● **EXERCISE DESCRIPTION**:
Retype exactly what appears below from the line containing "What React, TypeScript" down to the line containing "import clsx from", keeping both end lines. Do not include pictures.

##### STORED DATA #####

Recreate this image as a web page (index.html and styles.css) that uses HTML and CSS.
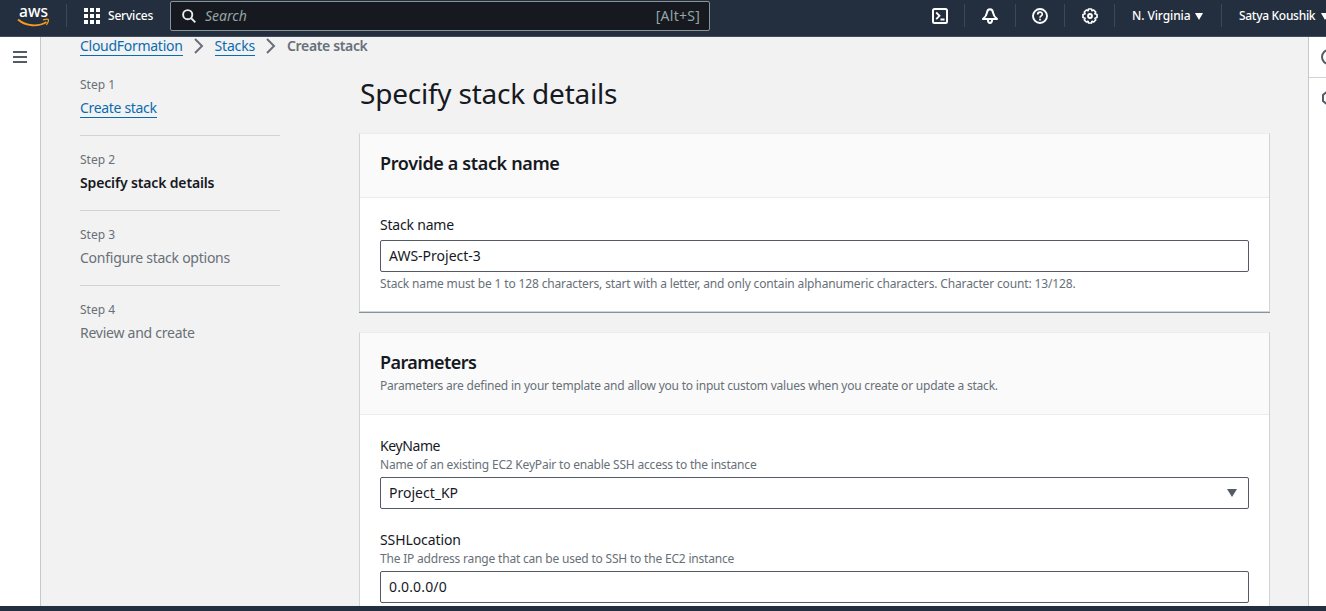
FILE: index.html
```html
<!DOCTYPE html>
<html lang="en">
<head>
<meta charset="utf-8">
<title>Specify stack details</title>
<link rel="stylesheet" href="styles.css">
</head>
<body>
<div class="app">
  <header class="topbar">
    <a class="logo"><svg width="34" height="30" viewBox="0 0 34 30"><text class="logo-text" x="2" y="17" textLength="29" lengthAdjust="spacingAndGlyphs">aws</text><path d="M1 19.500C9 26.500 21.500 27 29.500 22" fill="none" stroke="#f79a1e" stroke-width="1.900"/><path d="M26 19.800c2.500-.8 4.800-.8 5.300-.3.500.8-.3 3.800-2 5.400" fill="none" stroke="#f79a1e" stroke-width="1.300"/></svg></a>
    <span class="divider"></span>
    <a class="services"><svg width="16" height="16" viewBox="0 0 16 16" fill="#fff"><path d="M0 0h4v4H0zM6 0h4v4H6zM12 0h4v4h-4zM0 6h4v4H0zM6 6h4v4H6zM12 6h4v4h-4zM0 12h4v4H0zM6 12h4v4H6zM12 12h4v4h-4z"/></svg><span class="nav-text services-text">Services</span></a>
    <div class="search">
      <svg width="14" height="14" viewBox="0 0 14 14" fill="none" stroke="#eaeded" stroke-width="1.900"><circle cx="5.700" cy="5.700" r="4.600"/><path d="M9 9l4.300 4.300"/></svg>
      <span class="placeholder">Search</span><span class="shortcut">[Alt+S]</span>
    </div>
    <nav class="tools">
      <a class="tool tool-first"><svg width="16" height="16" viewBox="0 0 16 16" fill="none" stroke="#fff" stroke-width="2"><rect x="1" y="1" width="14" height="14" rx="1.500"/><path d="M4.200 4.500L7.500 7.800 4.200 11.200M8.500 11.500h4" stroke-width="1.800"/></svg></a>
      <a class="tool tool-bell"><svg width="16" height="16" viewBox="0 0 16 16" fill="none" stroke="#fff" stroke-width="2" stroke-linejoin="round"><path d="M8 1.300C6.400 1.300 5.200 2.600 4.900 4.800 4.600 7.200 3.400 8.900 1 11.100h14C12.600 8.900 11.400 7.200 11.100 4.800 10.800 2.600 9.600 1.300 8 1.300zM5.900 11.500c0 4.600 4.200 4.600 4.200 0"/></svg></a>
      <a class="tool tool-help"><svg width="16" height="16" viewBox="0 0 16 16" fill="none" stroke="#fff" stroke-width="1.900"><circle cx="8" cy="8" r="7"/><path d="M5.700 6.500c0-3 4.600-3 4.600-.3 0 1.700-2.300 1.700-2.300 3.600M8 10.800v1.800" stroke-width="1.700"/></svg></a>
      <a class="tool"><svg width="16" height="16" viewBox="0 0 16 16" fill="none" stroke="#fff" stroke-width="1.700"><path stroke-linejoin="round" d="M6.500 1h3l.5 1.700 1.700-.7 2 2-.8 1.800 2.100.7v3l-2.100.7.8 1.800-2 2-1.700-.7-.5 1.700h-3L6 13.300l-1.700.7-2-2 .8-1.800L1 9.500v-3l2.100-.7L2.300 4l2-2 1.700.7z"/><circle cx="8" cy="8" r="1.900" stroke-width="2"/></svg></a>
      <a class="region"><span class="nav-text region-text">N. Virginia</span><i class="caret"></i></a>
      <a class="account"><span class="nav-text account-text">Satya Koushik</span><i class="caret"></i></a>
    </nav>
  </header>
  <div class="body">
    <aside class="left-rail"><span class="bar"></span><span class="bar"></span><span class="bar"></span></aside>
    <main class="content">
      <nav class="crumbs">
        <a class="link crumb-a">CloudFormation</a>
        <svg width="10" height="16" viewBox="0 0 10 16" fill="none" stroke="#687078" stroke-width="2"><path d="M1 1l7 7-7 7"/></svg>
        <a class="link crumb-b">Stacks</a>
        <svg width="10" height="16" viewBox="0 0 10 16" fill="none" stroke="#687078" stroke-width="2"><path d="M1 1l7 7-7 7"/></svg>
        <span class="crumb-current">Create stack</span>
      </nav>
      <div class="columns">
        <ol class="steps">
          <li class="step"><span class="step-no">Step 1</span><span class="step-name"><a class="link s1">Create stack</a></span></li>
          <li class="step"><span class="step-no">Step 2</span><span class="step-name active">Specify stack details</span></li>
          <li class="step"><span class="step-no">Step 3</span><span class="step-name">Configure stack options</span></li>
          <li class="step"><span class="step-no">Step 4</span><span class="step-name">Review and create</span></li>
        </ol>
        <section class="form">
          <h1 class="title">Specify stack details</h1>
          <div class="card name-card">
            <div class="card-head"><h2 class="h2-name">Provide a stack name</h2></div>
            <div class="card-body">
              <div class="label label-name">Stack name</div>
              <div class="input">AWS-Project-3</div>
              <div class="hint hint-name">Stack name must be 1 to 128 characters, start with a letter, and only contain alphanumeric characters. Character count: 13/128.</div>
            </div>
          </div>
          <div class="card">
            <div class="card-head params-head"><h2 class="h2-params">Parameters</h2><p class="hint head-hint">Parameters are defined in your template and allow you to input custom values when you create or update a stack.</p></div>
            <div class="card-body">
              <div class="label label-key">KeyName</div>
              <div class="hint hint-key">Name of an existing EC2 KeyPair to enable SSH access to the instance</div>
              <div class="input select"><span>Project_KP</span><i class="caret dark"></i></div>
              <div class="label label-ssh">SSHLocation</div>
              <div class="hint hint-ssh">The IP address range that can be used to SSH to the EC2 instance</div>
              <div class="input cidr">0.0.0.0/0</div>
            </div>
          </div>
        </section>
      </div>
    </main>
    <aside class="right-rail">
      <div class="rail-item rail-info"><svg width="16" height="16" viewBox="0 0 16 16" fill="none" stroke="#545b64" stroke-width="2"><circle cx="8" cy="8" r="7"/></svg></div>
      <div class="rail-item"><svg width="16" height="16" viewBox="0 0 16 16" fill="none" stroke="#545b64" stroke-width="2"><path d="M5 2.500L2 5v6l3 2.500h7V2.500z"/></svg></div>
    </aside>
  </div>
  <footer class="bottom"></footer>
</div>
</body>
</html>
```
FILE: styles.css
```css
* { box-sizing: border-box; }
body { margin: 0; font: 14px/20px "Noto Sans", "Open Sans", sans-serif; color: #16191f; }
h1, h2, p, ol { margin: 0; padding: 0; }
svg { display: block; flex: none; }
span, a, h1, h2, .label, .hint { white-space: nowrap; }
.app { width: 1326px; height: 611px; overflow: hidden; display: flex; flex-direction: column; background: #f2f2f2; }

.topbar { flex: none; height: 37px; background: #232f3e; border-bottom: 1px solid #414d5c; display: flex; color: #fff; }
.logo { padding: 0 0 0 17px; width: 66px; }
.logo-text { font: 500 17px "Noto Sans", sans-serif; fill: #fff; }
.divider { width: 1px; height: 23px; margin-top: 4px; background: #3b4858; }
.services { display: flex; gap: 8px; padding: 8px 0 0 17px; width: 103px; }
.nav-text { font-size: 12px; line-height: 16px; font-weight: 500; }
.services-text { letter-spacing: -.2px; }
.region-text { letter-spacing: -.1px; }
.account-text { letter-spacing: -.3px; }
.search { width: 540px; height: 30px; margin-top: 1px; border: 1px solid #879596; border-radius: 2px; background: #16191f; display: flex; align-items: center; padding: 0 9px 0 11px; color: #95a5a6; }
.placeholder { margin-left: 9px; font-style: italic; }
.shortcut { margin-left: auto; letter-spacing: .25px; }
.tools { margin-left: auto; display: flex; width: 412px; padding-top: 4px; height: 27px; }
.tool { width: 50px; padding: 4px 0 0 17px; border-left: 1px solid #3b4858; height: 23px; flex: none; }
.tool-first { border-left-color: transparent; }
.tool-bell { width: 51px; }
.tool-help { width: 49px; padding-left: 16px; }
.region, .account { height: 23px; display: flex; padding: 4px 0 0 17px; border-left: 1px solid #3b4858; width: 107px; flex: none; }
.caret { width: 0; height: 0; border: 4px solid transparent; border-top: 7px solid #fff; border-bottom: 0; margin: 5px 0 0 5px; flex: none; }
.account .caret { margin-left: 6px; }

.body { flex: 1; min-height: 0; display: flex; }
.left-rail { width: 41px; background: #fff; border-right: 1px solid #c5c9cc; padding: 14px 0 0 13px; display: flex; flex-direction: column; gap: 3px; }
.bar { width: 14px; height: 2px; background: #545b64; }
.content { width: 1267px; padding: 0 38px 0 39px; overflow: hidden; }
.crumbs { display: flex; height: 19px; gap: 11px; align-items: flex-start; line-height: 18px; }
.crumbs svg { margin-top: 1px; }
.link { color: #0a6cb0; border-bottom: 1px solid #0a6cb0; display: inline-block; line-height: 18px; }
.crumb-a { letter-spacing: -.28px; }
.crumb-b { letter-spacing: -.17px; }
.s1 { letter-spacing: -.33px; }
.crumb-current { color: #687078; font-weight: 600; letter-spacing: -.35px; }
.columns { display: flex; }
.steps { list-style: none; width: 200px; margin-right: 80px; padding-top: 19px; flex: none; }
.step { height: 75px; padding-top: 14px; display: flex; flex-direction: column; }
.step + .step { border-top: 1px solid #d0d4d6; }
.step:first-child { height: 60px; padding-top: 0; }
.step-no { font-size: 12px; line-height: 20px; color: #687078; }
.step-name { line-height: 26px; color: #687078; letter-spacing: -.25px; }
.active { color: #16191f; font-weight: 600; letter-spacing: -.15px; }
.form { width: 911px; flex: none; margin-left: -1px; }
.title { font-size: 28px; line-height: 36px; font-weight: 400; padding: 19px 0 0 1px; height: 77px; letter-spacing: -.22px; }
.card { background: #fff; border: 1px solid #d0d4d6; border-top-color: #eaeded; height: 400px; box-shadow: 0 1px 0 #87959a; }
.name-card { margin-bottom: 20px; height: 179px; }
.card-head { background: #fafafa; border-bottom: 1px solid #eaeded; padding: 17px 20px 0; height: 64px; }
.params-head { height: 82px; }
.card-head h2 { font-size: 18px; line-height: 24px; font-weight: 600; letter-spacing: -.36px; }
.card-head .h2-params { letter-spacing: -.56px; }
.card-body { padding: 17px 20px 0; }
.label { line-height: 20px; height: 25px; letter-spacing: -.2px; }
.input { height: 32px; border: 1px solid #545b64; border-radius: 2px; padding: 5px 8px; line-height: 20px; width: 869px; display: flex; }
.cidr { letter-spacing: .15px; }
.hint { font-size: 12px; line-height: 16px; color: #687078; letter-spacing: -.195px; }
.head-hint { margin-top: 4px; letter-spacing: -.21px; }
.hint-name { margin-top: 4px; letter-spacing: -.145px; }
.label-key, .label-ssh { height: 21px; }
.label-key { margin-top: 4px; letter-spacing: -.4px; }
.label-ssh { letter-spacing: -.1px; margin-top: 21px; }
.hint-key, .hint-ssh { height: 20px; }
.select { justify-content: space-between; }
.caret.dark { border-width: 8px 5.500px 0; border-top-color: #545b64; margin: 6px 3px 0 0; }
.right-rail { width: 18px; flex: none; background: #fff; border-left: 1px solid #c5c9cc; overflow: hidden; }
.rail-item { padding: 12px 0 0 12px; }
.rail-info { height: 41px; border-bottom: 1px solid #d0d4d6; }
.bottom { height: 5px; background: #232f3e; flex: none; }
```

#####
##### STORED DATA #####

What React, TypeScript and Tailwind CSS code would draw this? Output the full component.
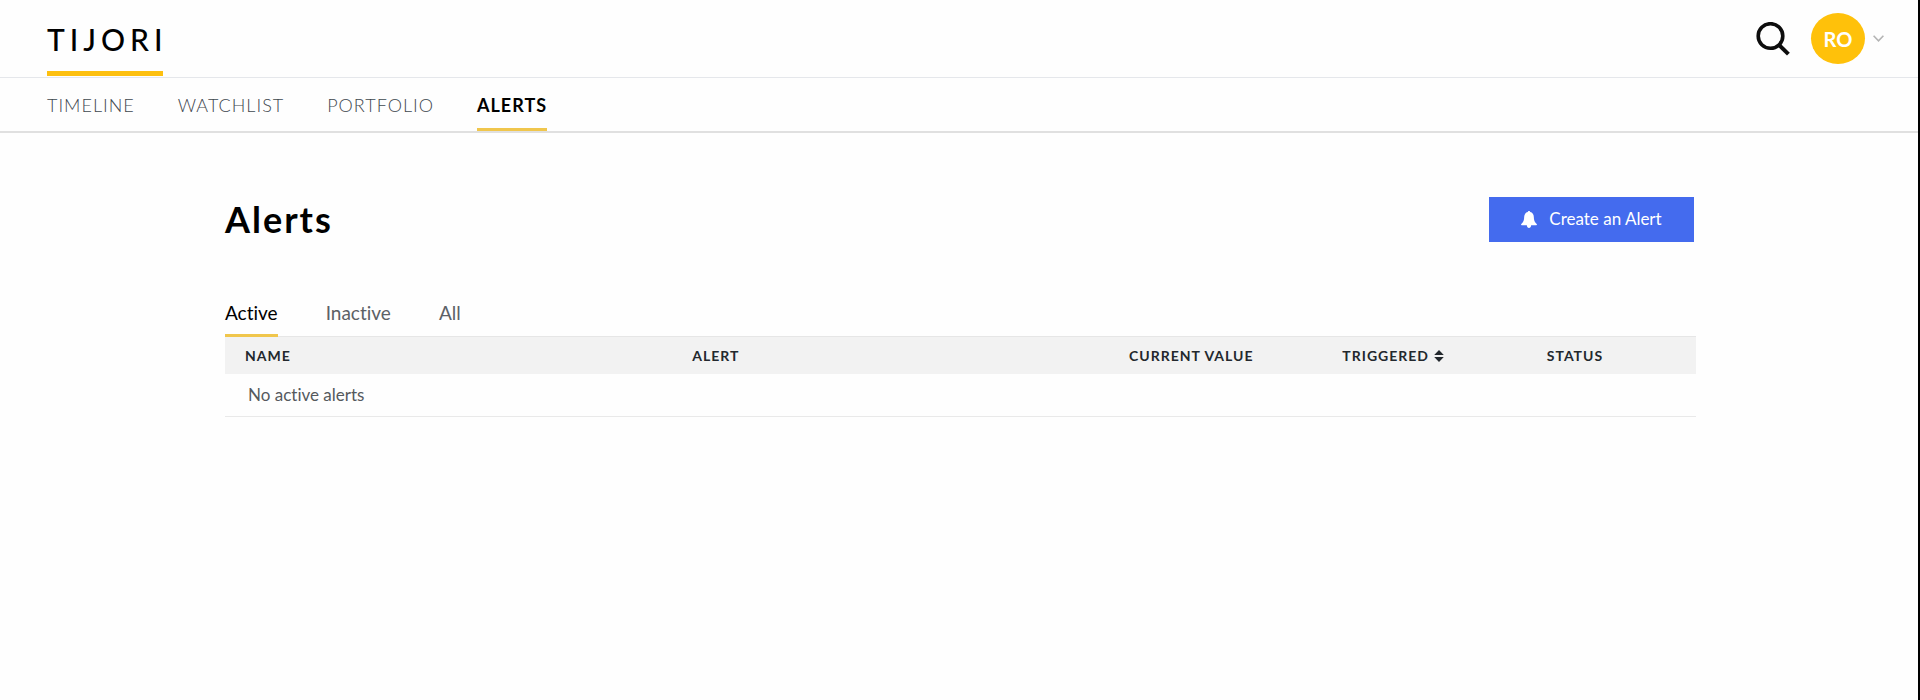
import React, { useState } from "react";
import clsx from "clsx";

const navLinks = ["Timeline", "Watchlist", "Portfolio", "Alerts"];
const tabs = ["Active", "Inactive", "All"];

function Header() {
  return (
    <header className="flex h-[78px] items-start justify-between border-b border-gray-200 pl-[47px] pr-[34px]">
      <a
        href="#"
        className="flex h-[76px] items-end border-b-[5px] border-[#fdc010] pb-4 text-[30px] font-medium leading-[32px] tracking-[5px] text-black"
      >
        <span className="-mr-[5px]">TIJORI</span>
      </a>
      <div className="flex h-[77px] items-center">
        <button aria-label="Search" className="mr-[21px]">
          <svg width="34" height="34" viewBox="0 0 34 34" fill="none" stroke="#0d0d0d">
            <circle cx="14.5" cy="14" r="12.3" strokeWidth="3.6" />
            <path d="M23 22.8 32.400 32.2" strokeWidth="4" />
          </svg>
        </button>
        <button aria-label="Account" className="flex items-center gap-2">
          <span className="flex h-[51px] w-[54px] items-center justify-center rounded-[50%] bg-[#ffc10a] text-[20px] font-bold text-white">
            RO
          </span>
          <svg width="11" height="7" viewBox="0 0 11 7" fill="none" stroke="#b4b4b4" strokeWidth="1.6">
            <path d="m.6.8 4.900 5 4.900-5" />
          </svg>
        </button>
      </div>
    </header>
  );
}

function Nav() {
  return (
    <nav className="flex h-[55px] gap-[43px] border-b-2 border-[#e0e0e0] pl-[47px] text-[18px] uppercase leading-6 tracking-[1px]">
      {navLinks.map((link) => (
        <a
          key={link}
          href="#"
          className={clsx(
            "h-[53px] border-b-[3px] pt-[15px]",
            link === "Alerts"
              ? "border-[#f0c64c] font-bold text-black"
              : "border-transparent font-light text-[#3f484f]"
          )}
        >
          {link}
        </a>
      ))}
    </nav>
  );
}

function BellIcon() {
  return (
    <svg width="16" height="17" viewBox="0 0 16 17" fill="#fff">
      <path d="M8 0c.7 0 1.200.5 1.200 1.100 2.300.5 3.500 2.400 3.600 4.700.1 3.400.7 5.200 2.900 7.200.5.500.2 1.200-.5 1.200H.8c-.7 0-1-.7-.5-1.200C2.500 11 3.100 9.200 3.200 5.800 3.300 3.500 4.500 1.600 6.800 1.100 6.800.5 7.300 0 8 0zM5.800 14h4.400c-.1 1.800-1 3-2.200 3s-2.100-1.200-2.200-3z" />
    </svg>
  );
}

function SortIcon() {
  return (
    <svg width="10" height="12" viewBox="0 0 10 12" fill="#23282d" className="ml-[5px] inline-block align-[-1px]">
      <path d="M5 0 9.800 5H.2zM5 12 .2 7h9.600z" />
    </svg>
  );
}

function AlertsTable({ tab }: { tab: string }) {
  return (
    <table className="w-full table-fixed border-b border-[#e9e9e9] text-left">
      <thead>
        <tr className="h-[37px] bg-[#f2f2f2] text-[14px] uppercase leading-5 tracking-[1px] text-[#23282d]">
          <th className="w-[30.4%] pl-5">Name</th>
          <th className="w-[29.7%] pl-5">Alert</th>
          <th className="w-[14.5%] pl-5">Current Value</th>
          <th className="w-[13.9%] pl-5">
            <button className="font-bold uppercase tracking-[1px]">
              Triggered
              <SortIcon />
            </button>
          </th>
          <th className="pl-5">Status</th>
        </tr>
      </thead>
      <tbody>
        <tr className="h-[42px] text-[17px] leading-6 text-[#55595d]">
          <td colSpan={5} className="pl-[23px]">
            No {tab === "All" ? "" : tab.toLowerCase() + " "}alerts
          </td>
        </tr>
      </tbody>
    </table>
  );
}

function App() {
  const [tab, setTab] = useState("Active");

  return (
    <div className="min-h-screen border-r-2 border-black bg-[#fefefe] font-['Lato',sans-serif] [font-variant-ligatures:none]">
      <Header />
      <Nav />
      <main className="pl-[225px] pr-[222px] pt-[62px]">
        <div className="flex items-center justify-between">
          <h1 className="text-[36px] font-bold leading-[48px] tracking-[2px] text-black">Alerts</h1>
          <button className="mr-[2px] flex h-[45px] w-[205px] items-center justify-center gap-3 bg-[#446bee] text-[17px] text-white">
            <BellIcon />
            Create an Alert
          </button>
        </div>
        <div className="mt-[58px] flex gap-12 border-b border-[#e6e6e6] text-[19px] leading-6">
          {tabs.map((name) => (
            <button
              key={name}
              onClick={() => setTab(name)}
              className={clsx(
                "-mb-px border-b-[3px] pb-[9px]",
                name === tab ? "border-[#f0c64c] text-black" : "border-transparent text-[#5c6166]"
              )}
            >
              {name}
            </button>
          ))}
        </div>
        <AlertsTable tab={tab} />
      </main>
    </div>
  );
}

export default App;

#####

● **TASK ANSWER**:
What React, TypeScript and Tailwind CSS code would draw this? Output the full component.
import React, { useState } from "react";
import clsx from "clsx";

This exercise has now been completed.